If all the oscillators track with each other fine, but are still off compared to A-440, it could be the keyboard interface.
Specifically, the 590 ohm 1% resistor at the top of the env board (board #2.)

I also wouldn’t mess with the octave selectors at all during this.
Set them all to 8’ or 16’, tune and scale the oscs, THEN adjust the octave trimmer on the bottom of the osc board (if an older board.)
Later boards have an octave adjust trimmer separately for each osc.

Sometimes they won’t tune because of something overlooked (or we haven’t been told) like a recently installed buffer board, recent repairs, etc.
It may be a good idea to start with all pertinent trims centered too.

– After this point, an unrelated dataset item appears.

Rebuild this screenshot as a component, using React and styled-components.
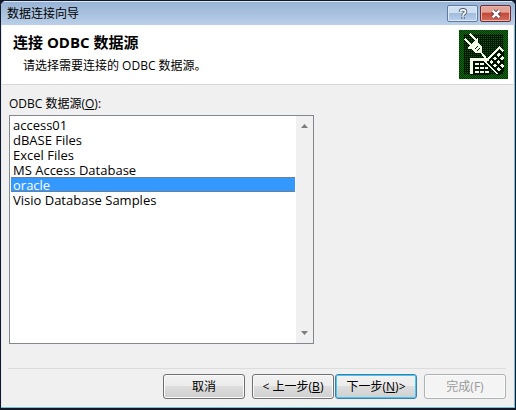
import React, { useState } from 'react';
import styled, { createGlobalStyle, css } from 'styled-components';

const SOURCES = [
  'access01',
  'dBASE Files',
  'Excel Files',
  'MS Access Database',
  'oracle',
  'Visio Database Samples',
];

function App() {
  const [source, setSource] = useState('oracle');

  return (
    <Dialog>
      <GlobalStyle />
      <TitleBar>
        <Caption>数据连接向导</Caption>
        <HelpButton aria-label="帮助">
          <HelpGlyph />
        </HelpButton>
        <CloseButton aria-label="关闭">
          <CloseGlyph />
        </CloseButton>
      </TitleBar>
      <Banner>
        <div>
          <Heading>连接 ODBC 数据源</Heading>
          <Hint>请选择需要连接的 ODBC 数据源。</Hint>
        </div>
        <PlugIcon />
      </Banner>
      <Content>
        <Label htmlFor="source">
          ODBC 数据源(<u>O</u>):
        </Label>
        <ListFrame>
          <List
            id="source"
            size={15}
            value={source}
            onChange={event => setSource(event.target.value)}
          >
            {SOURCES.map(name => (
              <Item key={name} value={name}>{name}</Item>
            ))}
          </List>
          <ScrollTrack>
            <Arrow />
            <Arrow $down />
          </ScrollTrack>
        </ListFrame>
      </Content>
      <Footer>
        <Button>取消</Button>
        <StepButtons>
          <Button>&lt; 上一步(<u>B</u>)</Button>
          <Button $primary>下一步(<u>N</u>)&gt;</Button>
        </StepButtons>
        <Button disabled>完成(F)</Button>
      </Footer>
    </Dialog>
  );
}

const HelpGlyph = () => (
  <svg width="12" height="12" viewBox="0 0 14 14" fill="none">
    <path d="M4 4.5C4 1.2 10 1.2 10 4.5C10 6.5 7 6.5 7 9M7 10.5V12.5" stroke="#46556f" strokeWidth="4" />
    <path d="M4 4.5C4 1.5 10 1.5 10 4.5C10 6.5 7 6.5 7 9M7 10.8V12.2" stroke="#fff" strokeWidth="2" />
  </svg>
);

const CloseGlyph = () => (
  <svg width="12" height="10" viewBox="0 0 14 12" fill="none">
    <path d="M3 2L11 10M11 2L3 10" stroke="#5d3540" strokeWidth="5" />
    <path d="M3 2L11 10M11 2L3 10" stroke="#fff" strokeWidth="3" />
  </svg>
);

const Arrow = ({ $down }) => (
  <svg width="7" height="4" viewBox="0 0 7 4">
    <path d={$down ? 'M0 0H7L3.5 4Z' : 'M0 4H7L3.5 0Z'} fill="#7c7c7c" />
  </svg>
);

const PlugIcon = () => (
  <svg width="49" height="49" viewBox="0 0 49 49" shapeRendering="crispEdges">
    <defs>
      <pattern id="rim" width="2" height="2" patternUnits="userSpaceOnUse">
        <rect width="2" height="2" fill="#002c00" />
        <path d="M0 0H1V1H0ZM1 1H2V2H1Z" fill="#087008" />
      </pattern>
      <pattern id="dots" width="2" height="2" patternUnits="userSpaceOnUse">
        <rect width="2" height="2" fill="#001800" />
        <path d="M0 0H1V1H0Z" fill="#0c5a10" />
      </pattern>
      <clipPath id="plate">
        <path d="M0 0H45V45H0Z" />
      </clipPath>
    </defs>
    <rect width="49" height="49" fill="url(#rim)" />
    <rect x="5" y="4" width="39" height="40" fill="url(#dots)" />
    <path d="M11 28H31V45H11Z" fill="#001400" />
    <path d="M11 28H27V31H14V44H11Z" fill="#f4fbe8" />
    <path d="M16 33h4v2h-4zM21 33h4v2h-4zM16 37h4v2h-4zM21 37h4v2h-4zM26 37h3v2h-3zM16 41h4v2h-4zM21 41h4v2h-4zM26 41h4v2h-4z" fill="#f4fbe8" />
    <g clipPath="url(#plate)">
      <g transform="translate(25 32) rotate(-45)">
        <path d="M0 0H23V20H0Z" fill="#001400" />
        <path d="M0 0H22V6H20V2H2V18H0Z" fill="#f4fbe8" />
        <path
          d="M4 4h3v3h-3zM9 4h3v3h-3zM14 4h3v3h-3zM4 9h3v3h-3zM9 9h3v3h-3zM14 9h3v3h-3zM4 14h3v3h-3zM9 14h3v3h-3zM14 14h3v3h-3zM19 9h3v3h-3z"
          fill="#f4fbe8"
        />
      </g>
    </g>
    <path d="M6 9L12 15M11 4L17 10M21 21L29 31" stroke="#f4fbe8" strokeWidth="2" fill="none" />
    <path d="M8 18L18 8L19 9L19 12L23 17V23H17L12 19L9 19Z" fill="#f4fbe8" />
    <path d="M16 19L19 16M18 21L21 18" stroke="#001400" fill="none" />
  </svg>
);

const GlobalStyle = createGlobalStyle`
  * {
    box-sizing: border-box;
  }

  body {
    margin: 0;
    background: #10182a;
    color: #000;
    font: 12px/16px "Open Sans", "Noto Sans CJK SC", sans-serif;
  }

  button,
  select {
    font: inherit;
    color: inherit;
  }

  svg {
    display: block;
    flex: none;
  }
`;

const Dialog = styled.main`
  display: flex;
  flex-direction: column;
  min-height: 100vh;
  border: 1px solid #10182a;
  border-bottom-width: 2px;
  border-radius: 6px 6px 0 0;
  background: #f0f0f0;
  box-shadow: inset -1px -1px #6fc3d6, inset 1px 0 #e4e8f4;
  overflow: hidden;
`;

const TitleBar = styled.header`
  display: flex;
  align-items: center;
  gap: 2px;
  height: 24px;
  padding: 0 4px 0 6px;
  border-top: 1px solid #dbe8f5;
  background: linear-gradient(#98b4d4, #b9cfe9);
`;

const Caption = styled.span`
  flex: 1;
`;

const captionButton = css`
  display: flex;
  align-items: center;
  justify-content: center;
  width: 31px;
  height: 17px;
  padding: 0;
  border-radius: 2px;
`;

const HelpButton = styled.button`
  ${captionButton}
  border: 1px solid #5f7ba3;
  background: linear-gradient(#cfdff2 45%, #a3bddd 50%, #b9d0eb);
  box-shadow: inset 0 0 0 1px #dbe9f8;
`;

const CloseButton = styled.button`
  ${captionButton}
  border: 1px solid #6d2a30;
  background: linear-gradient(#e3a296 40%, #c4493b 50%, #d0705c);
  box-shadow: inset 0 0 0 1px #e9b5aa;
`;

const Banner = styled.section`
  display: flex;
  justify-content: space-between;
  margin: 0 2px 0 1px;
  padding: 5px 5px 5px 11px;
  border-bottom: 1px solid #d5d5d5;
  background: #fff;
`;

const Heading = styled.h1`
  margin: 2px 0 6px;
  font-size: 15px;
  line-height: 20px;
`;

const Hint = styled.p`
  margin: 2px 0 0;
  padding-left: 10px;
`;

const Content = styled.section`
  display: grid;
  grid-template-columns: 8fr 5fr;
  align-content: start;
  flex: 1;
  padding: 11px 10px 0 8px;
`;

const Label = styled.label`
  grid-column: 1 / -1;
  margin-bottom: 3px;
`;

const ListFrame = styled.div`
  display: flex;
  border: 1px solid #828790;
  background: #fff;
`;

const List = styled.select`
  flex: 1;
  min-width: 0;
  height: 227px;
  padding: 1px;
  border: 0;
  outline: 0;
  background: #fff;
  font-size: 13px;
  overflow: hidden;
`;

const Item = styled.option`
  display: flex;
  align-items: center;
  height: 15px;
  min-height: 15px;
  padding: 0 2px;

  &:checked {
    background: linear-gradient(#6b7f95 1px, #3399ff 1px, #3399ff 14px, #6b7f95 14px);
    color: #fff;
  }
`;

const ScrollTrack = styled.div`
  display: flex;
  flex-direction: column;
  align-items: center;
  justify-content: space-between;
  width: 17px;
  padding: 8px 0;
  background: #f0f0f0;
`;

const Footer = styled.footer`
  display: flex;
  justify-content: flex-end;
  gap: 7px;
  margin: 0 9px 0 7px;
  padding: 5px 0 9px;
  border-top: 1px solid #dcdcdc;
`;

const StepButtons = styled.div`
  display: flex;
  gap: 1px;
`;

const Button = styled.button`
  width: 82px;
  height: 25px;
  padding: 0;
  border: 1px solid #707070;
  border-radius: 3px;
  background: linear-gradient(#f2f2f2, #ebebeb 50%, #dddddd 50%, #cfcfcf);
  box-shadow: inset 0 0 0 1px #fafafa;

  ${({ $primary }) => $primary && css`
    border-color: #3c7fb1;
    box-shadow: inset 0 0 0 1px #48c8f0;
  `}

  &:disabled {
    border-color: #adb2b5;
    background: #f4f4f4;
    color: #9a9a9a;
  }
`;

export default App;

By the way, the tuning instructions in the service manual are wrong.
Moog later printed a correction sheet.
But it’s not all that important if you grasp the concept of tuning the range trims for high notes and the scale trims for low notes (and repeating until perfect.)
If it’s a newer osc board, the order is reversed: low notes are first adjusted via range trims, high notes are adjusted via scale trims.

And yes, if everything is scaling fine and the entire instrument is still too high or low in tuning to a reference, it may be the pitch wheel isn’t on its shaft correctly.

But again.. make sure the power supply is perfect first.
It’s a voltage controlled synth and if the power supply is off, everything will be off.

Good luck.

Very pertinent info from Kevin.
Especially since it’s a V/oct synth, a deviation of only one volt from the PSU could mean a difference of up to one octave at the oscillators…

Anytime one wants to perform a recalibration of Any analog synth, the power supply Must be the very first thing to adjust precisely, indeed. I had assumed that unfiltered37 did this prior to starting his endeavour. Then again, maybe not…

Good reminder, thanks Kevin.

I had similar issues but found once I got a frequency counter and set the high range of Ocs 1. To 3250?? if I remember correctly, If this isnt correct it’ll throw it off.